> The request: Quote verbatim everything from the line containing "Clone this screenshot" down to the line containing "block text-[13px] font-medium", with both of those lines included and no others.

══ Data entries ══

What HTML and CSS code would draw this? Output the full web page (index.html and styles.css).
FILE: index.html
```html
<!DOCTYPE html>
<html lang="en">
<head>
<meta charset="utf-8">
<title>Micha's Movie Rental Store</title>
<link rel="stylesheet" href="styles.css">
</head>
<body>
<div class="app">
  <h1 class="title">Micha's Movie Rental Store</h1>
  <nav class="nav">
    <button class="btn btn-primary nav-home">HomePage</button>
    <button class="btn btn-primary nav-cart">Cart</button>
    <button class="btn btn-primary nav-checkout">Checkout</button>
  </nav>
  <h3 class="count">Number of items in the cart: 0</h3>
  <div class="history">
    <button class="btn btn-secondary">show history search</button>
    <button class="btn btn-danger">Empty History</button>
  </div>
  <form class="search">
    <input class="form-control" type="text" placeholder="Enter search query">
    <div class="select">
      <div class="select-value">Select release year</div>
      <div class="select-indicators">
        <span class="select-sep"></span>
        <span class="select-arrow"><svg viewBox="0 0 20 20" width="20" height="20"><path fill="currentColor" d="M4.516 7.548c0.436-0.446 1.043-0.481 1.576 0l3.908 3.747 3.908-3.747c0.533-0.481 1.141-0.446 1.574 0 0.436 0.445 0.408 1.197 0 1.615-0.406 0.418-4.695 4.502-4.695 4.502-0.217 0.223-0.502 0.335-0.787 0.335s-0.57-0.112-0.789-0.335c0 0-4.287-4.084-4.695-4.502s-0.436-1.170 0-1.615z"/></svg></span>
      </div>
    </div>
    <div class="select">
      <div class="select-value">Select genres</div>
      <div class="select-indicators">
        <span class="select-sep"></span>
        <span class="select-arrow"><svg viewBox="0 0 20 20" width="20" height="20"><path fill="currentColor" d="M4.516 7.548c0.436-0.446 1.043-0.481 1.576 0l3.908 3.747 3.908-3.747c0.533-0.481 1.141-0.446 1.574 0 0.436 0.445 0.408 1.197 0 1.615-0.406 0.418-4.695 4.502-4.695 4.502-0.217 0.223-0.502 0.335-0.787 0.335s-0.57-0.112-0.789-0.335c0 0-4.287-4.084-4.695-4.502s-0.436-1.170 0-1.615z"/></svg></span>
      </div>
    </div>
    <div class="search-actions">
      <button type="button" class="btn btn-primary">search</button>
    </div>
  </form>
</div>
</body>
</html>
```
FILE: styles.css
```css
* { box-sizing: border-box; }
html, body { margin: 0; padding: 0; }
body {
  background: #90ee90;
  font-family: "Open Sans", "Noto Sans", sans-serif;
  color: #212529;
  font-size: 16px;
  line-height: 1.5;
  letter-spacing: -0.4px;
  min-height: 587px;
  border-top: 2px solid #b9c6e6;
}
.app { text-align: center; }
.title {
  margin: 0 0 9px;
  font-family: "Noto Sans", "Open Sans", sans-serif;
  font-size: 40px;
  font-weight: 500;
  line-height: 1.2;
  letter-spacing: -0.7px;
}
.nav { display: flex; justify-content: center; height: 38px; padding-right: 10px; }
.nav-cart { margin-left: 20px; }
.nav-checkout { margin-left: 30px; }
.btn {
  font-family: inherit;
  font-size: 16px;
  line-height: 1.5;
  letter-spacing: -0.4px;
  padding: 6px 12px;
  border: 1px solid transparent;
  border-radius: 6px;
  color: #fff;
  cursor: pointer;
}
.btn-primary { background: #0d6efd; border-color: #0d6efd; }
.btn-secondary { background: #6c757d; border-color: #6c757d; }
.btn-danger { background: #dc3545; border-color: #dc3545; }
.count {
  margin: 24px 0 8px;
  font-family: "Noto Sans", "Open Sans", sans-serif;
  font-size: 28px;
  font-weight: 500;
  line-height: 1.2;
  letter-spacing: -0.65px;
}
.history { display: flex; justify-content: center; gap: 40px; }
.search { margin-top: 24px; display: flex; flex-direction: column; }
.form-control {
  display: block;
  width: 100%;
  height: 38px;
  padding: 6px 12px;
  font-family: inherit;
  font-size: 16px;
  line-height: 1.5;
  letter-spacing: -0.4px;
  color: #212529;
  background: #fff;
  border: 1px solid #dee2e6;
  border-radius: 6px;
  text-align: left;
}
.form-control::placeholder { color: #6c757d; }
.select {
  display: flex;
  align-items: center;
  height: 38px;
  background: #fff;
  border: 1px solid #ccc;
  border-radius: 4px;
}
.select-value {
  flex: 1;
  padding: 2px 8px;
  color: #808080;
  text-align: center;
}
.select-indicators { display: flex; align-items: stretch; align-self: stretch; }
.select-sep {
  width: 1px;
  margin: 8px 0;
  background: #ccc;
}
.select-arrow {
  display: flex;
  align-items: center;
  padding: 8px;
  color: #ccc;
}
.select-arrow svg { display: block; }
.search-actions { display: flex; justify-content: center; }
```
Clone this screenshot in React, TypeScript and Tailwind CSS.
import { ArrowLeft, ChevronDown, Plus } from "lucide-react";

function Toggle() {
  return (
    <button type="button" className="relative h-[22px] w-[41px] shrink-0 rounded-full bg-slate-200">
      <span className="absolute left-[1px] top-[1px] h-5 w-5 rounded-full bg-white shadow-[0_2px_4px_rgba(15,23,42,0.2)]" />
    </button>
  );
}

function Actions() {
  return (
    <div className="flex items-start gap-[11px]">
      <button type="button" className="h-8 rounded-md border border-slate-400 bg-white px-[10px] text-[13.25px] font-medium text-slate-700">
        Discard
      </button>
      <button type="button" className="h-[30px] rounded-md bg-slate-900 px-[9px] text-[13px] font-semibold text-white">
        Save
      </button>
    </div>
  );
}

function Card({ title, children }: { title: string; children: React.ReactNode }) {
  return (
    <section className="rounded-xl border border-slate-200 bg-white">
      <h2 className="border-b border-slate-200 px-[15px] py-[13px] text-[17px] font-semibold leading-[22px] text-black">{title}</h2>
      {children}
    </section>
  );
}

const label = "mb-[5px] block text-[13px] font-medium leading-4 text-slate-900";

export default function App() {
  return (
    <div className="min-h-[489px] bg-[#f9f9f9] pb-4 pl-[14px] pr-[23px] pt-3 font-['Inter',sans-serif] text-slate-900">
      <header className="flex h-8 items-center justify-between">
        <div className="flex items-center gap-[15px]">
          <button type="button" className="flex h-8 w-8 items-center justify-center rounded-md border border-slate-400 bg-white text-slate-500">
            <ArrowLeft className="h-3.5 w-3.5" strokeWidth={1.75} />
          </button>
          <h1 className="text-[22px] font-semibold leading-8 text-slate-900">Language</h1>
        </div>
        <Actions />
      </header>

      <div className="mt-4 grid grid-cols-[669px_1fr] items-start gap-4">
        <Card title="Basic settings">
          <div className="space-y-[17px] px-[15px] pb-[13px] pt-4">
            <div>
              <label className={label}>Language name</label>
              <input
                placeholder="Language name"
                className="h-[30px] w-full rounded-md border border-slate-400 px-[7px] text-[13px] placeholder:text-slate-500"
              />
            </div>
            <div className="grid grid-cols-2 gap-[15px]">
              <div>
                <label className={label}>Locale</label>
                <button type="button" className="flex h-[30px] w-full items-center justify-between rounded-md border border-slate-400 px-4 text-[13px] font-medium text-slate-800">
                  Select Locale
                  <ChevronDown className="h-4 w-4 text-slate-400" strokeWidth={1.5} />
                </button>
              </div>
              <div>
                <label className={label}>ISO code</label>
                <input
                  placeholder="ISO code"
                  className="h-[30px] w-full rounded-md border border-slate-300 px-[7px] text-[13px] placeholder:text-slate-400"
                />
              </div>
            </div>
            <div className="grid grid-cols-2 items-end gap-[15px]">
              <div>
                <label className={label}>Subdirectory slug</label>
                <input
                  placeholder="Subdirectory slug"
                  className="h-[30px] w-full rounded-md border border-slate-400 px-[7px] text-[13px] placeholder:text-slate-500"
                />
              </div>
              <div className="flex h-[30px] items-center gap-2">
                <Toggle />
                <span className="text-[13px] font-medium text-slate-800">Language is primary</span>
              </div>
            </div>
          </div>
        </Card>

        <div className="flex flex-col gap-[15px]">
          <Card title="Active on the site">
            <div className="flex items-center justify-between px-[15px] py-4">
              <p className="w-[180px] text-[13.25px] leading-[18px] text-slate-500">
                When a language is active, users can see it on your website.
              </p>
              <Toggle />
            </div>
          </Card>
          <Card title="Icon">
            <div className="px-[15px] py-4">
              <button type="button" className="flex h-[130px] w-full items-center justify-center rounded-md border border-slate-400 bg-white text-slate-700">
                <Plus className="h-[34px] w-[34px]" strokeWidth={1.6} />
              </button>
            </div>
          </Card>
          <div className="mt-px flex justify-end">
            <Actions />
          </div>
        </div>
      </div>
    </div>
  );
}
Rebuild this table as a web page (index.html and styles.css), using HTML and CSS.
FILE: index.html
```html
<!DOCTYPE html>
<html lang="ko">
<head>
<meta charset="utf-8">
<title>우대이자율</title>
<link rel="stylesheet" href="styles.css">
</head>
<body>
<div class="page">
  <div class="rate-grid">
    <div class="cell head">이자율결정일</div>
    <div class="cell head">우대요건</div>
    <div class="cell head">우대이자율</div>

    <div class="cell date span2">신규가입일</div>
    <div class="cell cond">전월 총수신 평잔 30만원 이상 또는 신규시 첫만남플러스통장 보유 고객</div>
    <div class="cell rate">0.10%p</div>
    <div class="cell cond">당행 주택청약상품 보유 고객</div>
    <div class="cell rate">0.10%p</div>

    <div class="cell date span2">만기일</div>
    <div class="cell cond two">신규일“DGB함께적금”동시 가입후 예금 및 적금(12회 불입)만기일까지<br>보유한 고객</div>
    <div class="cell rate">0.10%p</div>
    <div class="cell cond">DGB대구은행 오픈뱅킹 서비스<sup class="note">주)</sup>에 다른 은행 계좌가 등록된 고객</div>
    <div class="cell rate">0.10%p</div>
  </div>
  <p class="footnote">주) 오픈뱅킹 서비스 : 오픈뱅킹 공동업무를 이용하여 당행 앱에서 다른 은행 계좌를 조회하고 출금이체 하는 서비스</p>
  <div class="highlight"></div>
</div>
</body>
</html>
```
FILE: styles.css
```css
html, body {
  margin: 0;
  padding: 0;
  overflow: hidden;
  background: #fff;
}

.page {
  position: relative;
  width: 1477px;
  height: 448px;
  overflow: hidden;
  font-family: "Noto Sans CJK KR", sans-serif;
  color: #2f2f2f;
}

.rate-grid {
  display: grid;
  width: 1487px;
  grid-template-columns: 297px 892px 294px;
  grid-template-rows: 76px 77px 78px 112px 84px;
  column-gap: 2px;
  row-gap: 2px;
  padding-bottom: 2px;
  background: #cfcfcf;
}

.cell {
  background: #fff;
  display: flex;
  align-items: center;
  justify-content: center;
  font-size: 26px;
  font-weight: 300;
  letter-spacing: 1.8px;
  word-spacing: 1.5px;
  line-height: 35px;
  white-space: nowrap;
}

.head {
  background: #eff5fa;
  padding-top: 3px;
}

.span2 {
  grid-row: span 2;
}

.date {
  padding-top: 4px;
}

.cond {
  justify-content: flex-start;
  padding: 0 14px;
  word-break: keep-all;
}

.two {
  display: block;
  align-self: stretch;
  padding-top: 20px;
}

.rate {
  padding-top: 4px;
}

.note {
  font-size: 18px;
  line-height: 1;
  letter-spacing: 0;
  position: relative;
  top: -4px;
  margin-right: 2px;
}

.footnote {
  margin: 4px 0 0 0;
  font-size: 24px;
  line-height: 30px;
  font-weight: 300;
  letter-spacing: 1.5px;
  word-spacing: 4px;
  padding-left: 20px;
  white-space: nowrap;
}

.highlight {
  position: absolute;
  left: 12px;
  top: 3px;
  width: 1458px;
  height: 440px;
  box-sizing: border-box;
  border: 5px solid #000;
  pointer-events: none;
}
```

═══

> The result:
Clone this screenshot in React, TypeScript and Tailwind CSS.
import { ArrowLeft, ChevronDown, Plus } from "lucide-react";

function Toggle() {
  return (
    <button type="button" className="relative h-[22px] w-[41px] shrink-0 rounded-full bg-slate-200">
      <span className="absolute left-[1px] top-[1px] h-5 w-5 rounded-full bg-white shadow-[0_2px_4px_rgba(15,23,42,0.2)]" />
    </button>
  );
}

function Actions() {
  return (
    <div className="flex items-start gap-[11px]">
      <button type="button" className="h-8 rounded-md border border-slate-400 bg-white px-[10px] text-[13.25px] font-medium text-slate-700">
        Discard
      </button>
      <button type="button" className="h-[30px] rounded-md bg-slate-900 px-[9px] text-[13px] font-semibold text-white">
        Save
      </button>
    </div>
  );
}

function Card({ title, children }: { title: string; children: React.ReactNode }) {
  return (
    <section className="rounded-xl border border-slate-200 bg-white">
      <h2 className="border-b border-slate-200 px-[15px] py-[13px] text-[17px] font-semibold leading-[22px] text-black">{title}</h2>
      {children}
    </section>
  );
}

const label = "mb-[5px] block text-[13px] font-medium leading-4 text-slate-900";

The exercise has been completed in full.